→ SET TASK
Leaving out every picture, quote the data below exactly as it appears.

→ DATA

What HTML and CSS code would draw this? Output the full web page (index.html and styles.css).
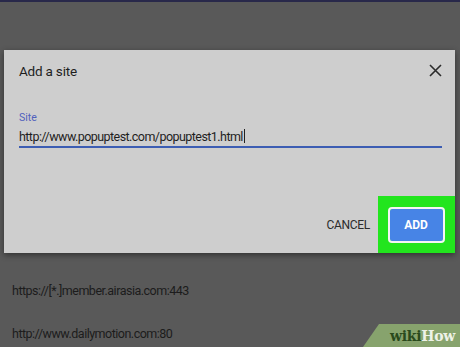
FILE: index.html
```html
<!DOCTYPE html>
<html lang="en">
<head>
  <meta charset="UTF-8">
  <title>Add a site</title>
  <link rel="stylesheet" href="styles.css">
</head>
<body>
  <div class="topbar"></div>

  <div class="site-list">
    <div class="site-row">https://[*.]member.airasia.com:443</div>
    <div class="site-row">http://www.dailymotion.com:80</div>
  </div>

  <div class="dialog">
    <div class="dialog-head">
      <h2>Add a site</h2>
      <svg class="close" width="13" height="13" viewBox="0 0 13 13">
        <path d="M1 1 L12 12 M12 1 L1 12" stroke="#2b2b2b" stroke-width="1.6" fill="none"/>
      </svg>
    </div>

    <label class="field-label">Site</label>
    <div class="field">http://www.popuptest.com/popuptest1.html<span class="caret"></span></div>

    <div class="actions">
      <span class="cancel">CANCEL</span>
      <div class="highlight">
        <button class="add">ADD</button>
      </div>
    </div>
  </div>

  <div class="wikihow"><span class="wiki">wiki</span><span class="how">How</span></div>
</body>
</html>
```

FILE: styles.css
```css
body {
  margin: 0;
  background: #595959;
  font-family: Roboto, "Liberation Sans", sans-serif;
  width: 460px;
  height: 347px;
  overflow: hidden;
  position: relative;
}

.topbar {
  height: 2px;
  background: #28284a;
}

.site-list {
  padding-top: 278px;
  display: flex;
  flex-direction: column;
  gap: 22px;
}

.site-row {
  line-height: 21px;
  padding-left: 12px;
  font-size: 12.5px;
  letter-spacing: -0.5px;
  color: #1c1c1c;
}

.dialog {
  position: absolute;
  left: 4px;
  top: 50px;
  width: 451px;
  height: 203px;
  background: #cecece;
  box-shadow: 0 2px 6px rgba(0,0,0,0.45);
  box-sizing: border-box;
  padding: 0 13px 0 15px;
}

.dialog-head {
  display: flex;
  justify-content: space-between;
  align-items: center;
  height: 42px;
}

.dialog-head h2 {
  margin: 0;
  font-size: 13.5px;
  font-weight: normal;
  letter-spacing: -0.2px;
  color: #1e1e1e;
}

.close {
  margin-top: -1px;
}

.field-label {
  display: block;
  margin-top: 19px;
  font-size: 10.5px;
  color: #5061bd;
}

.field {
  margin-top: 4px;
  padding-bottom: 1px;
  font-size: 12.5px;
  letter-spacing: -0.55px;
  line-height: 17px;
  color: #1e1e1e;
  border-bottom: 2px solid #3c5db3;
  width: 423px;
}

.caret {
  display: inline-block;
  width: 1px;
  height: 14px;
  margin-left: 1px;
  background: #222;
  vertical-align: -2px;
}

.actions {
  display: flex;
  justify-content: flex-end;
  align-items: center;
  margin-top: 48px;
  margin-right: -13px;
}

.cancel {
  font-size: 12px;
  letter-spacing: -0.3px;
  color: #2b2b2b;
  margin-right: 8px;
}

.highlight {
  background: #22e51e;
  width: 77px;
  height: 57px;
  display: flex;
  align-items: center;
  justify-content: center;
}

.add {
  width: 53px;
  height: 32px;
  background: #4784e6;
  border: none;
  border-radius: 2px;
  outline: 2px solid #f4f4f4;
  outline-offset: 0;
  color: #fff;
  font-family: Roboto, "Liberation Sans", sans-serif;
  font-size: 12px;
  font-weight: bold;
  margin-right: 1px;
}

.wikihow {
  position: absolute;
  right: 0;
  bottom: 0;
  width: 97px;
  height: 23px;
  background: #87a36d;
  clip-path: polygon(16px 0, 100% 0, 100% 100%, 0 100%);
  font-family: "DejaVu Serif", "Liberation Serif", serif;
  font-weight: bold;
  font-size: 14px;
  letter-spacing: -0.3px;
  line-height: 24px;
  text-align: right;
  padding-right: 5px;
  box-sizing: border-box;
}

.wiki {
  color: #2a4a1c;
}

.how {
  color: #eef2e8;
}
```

→ THE ANSWER
What HTML and CSS code would draw this? Output the full web page (index.html and styles.css).
FILE: index.html
```html
<!DOCTYPE html>
<html lang="en">
<head>
  <meta charset="UTF-8">
  <title>Add a site</title>
  <link rel="stylesheet" href="styles.css">
</head>
<body>
  <div class="topbar"></div>

  <div class="site-list">
    <div class="site-row">https://[*.]member.airasia.com:443</div>
    <div class="site-row">http://www.dailymotion.com:80</div>
  </div>

  <div class="dialog">
    <div class="dialog-head">
      <h2>Add a site</h2>
      <svg class="close" width="13" height="13" viewBox="0 0 13 13">
        <path d="M1 1 L12 12 M12 1 L1 12" stroke="#2b2b2b" stroke-width="1.6" fill="none"/>
      </svg>
    </div>

    <label class="field-label">Site</label>
    <div class="field">http://www.popuptest.com/popuptest1.html<span class="caret"></span></div>

    <div class="actions">
      <span class="cancel">CANCEL</span>
      <div class="highlight">
        <button class="add">ADD</button>
      </div>
    </div>
  </div>

  <div class="wikihow"><span class="wiki">wiki</span><span class="how">How</span></div>
</body>
</html>
```

FILE: styles.css
```css
body {
  margin: 0;
  background: #595959;
  font-family: Roboto, "Liberation Sans", sans-serif;
  width: 460px;
  height: 347px;
  overflow: hidden;
  position: relative;
}

.topbar {
  height: 2px;
  background: #28284a;
}

.site-list {
  padding-top: 278px;
  display: flex;
  flex-direction: column;
  gap: 22px;
}

.site-row {
  line-height: 21px;
  padding-left: 12px;
  font-size: 12.5px;
  letter-spacing: -0.5px;
  color: #1c1c1c;
}

.dialog {
  position: absolute;
  left: 4px;
  top: 50px;
  width: 451px;
  height: 203px;
  background: #cecece;
  box-shadow: 0 2px 6px rgba(0,0,0,0.45);
  box-sizing: border-box;
  padding: 0 13px 0 15px;
}

.dialog-head {
  display: flex;
  justify-content: space-between;
  align-items: center;
  height: 42px;
}

.dialog-head h2 {
  margin: 0;
  font-size: 13.5px;
  font-weight: normal;
  letter-spacing: -0.2px;
  color: #1e1e1e;
}

.close {
  margin-top: -1px;
}

.field-label {
  display: block;
  margin-top: 19px;
  font-size: 10.5px;
  color: #5061bd;
}

.field {
  margin-top: 4px;
  padding-bottom: 1px;
  font-size: 12.5px;
  letter-spacing: -0.55px;
  line-height: 17px;
  color: #1e1e1e;
  border-bottom: 2px solid #3c5db3;
  width: 423px;
}

.caret {
  display: inline-block;
  width: 1px;
  height: 14px;
  margin-left: 1px;
  background: #222;
  vertical-align: -2px;
}

.actions {
  display: flex;
  justify-content: flex-end;
  align-items: center;
  margin-top: 48px;
  margin-right: -13px;
}

.cancel {
  font-size: 12px;
  letter-spacing: -0.3px;
  color: #2b2b2b;
  margin-right: 8px;
}

.highlight {
  background: #22e51e;
  width: 77px;
  height: 57px;
  display: flex;
  align-items: center;
  justify-content: center;
}

.add {
  width: 53px;
  height: 32px;
  background: #4784e6;
  border: none;
  border-radius: 2px;
  outline: 2px solid #f4f4f4;
  outline-offset: 0;
  color: #fff;
  font-family: Roboto, "Liberation Sans", sans-serif;
  font-size: 12px;
  font-weight: bold;
  margin-right: 1px;
}

.wikihow {
  position: absolute;
  right: 0;
  bottom: 0;
  width: 97px;
  height: 23px;
  background: #87a36d;
  clip-path: polygon(16px 0, 100% 0, 100% 100%, 0 100%);
  font-family: "DejaVu Serif", "Liberation Serif", serif;
  font-weight: bold;
  font-size: 14px;
  letter-spacing: -0.3px;
  line-height: 24px;
  text-align: right;
  padding-right: 5px;
  box-sizing: border-box;
}

.wiki {
  color: #2a4a1c;
}

.how {
  color: #eef2e8;
}
```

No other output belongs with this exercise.